The Framingham Heart Study is a population-based cohort study wherein subjects have been evaluated biennially for cardiovascular risk factors and cardiovascular endpoints since 1948 [1]. Over the years, additional data have been accumulated on sociodemographic and life-style factors and the cohort members have been screened for a variety of novel risk factors and non-cardiac disease conditions such as dementia, osteoporosis, cancer, visual loss and hearing impairment. Of the original 5209 subjects, 920 subjects are alive; their current mean age is 86 years. Thus we have a well-characterized cohort of 'old-old' subjects, traditionally defined as subjects over the age of 80 or 85 years. This is the fastest growing segment of the U.S. population and the study of the incidence of dementia and risk factors associated with dementia in this population is of enormous public health importance.
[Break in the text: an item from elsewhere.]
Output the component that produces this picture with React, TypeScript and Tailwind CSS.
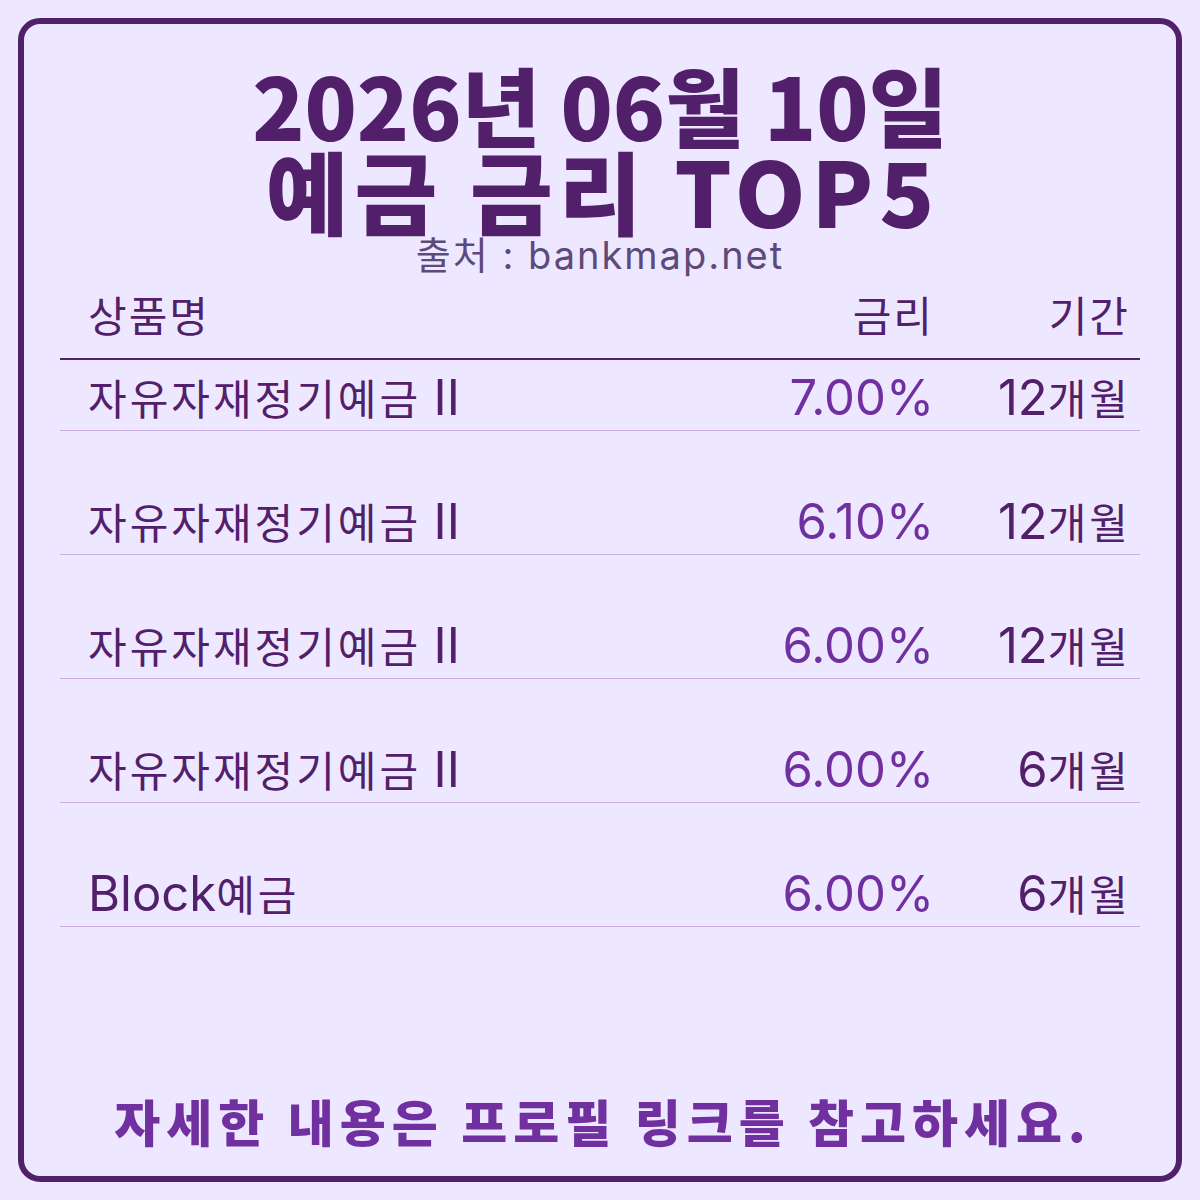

The incidence of disease is estimated in medical and public health applications using a variety of different techniques. Most of these techniques are discussed in detail in books on survival analysis [2-7], epidemiologic methods [8, 9] or biostatistical methods [10,11], Other techniques have been presented in the statistical or epidemiologic literature [12-17], or have simply been applied in the medical or public health literature [18]. Many of these methods have not yet made their way to popular statistical software packages and their application requires custom programming.

We present a macro written in the SAS macro language that produces several estimates of disease incidence for use in the analysis of prospective cohort data. This work was motivated by research in Alzheimer's disease (AD) in the Framingham Study in which the development of AD has been prospectively assessed over an observation period of 24 years. Our goal is to use these data to estimate: (i) crude and age group-specific yearly incidence of AD; (ii) age-adjusted yearly incidence of AD within selected subgroups; and (iii) the future risk of developing AD conditional on survival dementia-free to selected ages. We estimate future risk for predefined periods and the remaining lifetime risk, using traditional unadjusted cumulative incidence (UCI), and cumulative incidence adjusted for the competing risk of death (ACI).